Henry Sartwell (7 March 1837 – 26 February 1910) was a sergeant in the United States Army who was awarded the Presidential Medal of Honor for gallantry during the American Civil War. Sartwell was awarded the medal on 17 November 1896 for actions performed at the Battle of Chancellorsville in Virginia on 3 May 1863.

== Personal life ==
Sartwell was born on 7 March 1837 in Ticonderoga, Essex County, New York. He married Esther Fish Sartwell and fathered one son, George W. Sartwell, who died in 1863. He died in Fort Ann, Washington County, New York on 26 February 1910 and was buried in Fish Hill Cemetery in Fort Ann.

== Military service ==
Sartwell enlisted in the Army as a private on 28 July 1862 at Fort Ann. He was mustered in to Company D of the 123rd New York Infantry on 14 August 1862. He was promoted to sergeant on 4 September 1862. On 3 May 1863, at the Battle of Chancellorsville, Sartwell was shot in the left arm. After leaving the field for a short time he returned and fought with his unit until eventually being forced to retire because of blood loss. Sartwell was again wounded in a skirmish near Kennesaw Mountain, Georgia and was admitted to a hospital in Albany, New York. He was discharged from the Army on 27 May 1865.
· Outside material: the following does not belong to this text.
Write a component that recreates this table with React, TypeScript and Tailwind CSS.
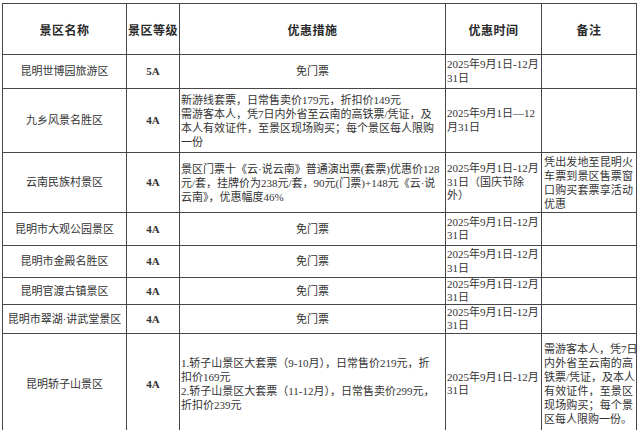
import React from "react";

type Row = {
  name: string;
  level: string;
  offer: string[] | null; // null => 免门票 centered
  date: string[];
  note?: string[];
};

const DATE = ["2025年9月1日-12月", "31日"];

const ROWS: Row[] = [
  { name: "昆明世博园旅游区", level: "5A", offer: null, date: DATE },
  {
    name: "九乡风景名胜区",
    level: "4A",
    offer: [
      "新游线套票，日常售卖价179元，折扣价149元",
      "需游客本人，凭7日内外省至云南的高铁票/凭证，及",
      "本人有效证件，至景区现场购买；每个景区每人限购",
      "一份",
    ],
    date: ["2025年9月1日—12", "月31日"],
  },
  {
    name: "云南民族村景区",
    level: "4A",
    offer: [
      "景区门票十《云·说云南》普通演出票(套票)优惠价128",
      "元/套，挂牌价为238元/套，90元(门票)+148元《云·说",
      "云南》，优惠幅度46%",
    ],
    date: ["2025年9月1日-12月", "31日（国庆节除", "外）"],
    note: ["凭出发地至昆明火", "车票到景区售票窗", "口购买套票享活动", "优惠"],
  },
  { name: "昆明市大观公园景区", level: "4A", offer: null, date: DATE },
  { name: "昆明市金殿名胜区", level: "4A", offer: null, date: DATE },
  { name: "昆明官渡古镇景区", level: "4A", offer: null, date: DATE },
  { name: "昆明市翠湖·讲武堂景区", level: "4A", offer: null, date: DATE },
  {
    name: "昆明轿子山景区",
    level: "4A",
    offer: [
      "1.轿子山景区大套票（9-10月），日常售价219元，折",
      "扣价169元",
      "2.轿子山景区大套票（11-12月），日常售卖价299元，",
      "折扣价239元",
    ],
    date: DATE,
    note: [
      "需游客本人，凭7日",
      "内外省至云南的高",
      "铁票/凭证，及本人",
      "有效证件，至景区",
      "现场购买；每个景",
      "区每人限购一份。",
    ],
  },
];

const HEADERS = ["景区名称", "景区等级", "优惠措施", "优惠时间", "备注"];

export default function App() {
  return (
    <div
      className="h-[430px] w-[640px] overflow-hidden bg-white text-[#333]"
      style={{ fontFamily: '"Liberation Serif", "Noto Sans CJK SC", serif' }}
    >
      <div className="ml-[2px] mt-[3px] grid w-fit grid-cols-[123px_52px_265px_95px_94px] grid-rows-[50px_33px_63px_59px_32px_31px_26px_28px_100px] gap-px bg-[#474747] p-px">
        {HEADERS.map((h) => (
          <div
            key={h}
            className="flex items-center justify-center bg-white pt-[3px] text-[12px] font-bold tracking-[0.5px] text-[#2a2a2a]"
          >
            {h}
          </div>
        ))}

        {ROWS.map((r) => (
          <React.Fragment key={r.name}>
            <div className="flex items-center justify-center bg-white text-[11px] whitespace-nowrap">
              {r.name}
            </div>
            <div className="flex items-center justify-center bg-white text-[11px] font-bold">
              {r.level}
            </div>
            {r.offer ? (
              <div className="flex flex-col justify-center overflow-hidden bg-white pl-[1px] text-[11px] leading-[14px]">
                {r.offer.map((l, i) => (
                  <div key={i} className="whitespace-nowrap">{l}</div>
                ))}
              </div>
            ) : (
              <div className="flex items-center justify-center bg-white text-[11px]">免门票</div>
            )}
            <div className="flex flex-col justify-center overflow-hidden bg-white pl-[1px] text-[11px] leading-[13.5px]">
              {r.date.map((l, i) => (
                <div key={i} className="whitespace-nowrap">{l}</div>
              ))}
            </div>
            <div className="flex flex-col justify-center overflow-hidden bg-white pl-[2px] text-[11px] leading-[14px]">
              {(r.note ?? []).map((l, i, a) => (
                <div
                  key={i}
                  className={
                    i < a.length - 1
                      ? "w-[89px] text-justify whitespace-nowrap [text-align-last:justify]"
                      : "whitespace-nowrap"
                  }
                >
                  {l}
                </div>
              ))}
            </div>
          </React.Fragment>
        ))}
      </div>
    </div>
  );
}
Sartwell's Medal of Honor citation reads:

The President of the United States of America, in the name of Congress, takes pleasure in presenting the Medal of Honor to Sergeant Henry Sartwell, United States Army, for extraordinary heroism on 3 May 1863, while serving with Company D, 123d New York Infantry, in action at Chancellorsville, Virginia. Sergeant Sartwell was severely wounded by a gunshot in his left arm, went half a mile to the rear but insisted on returning to his company and continued to fight bravely until he became exhausted from the loss of blood and was compelled to retire from the field.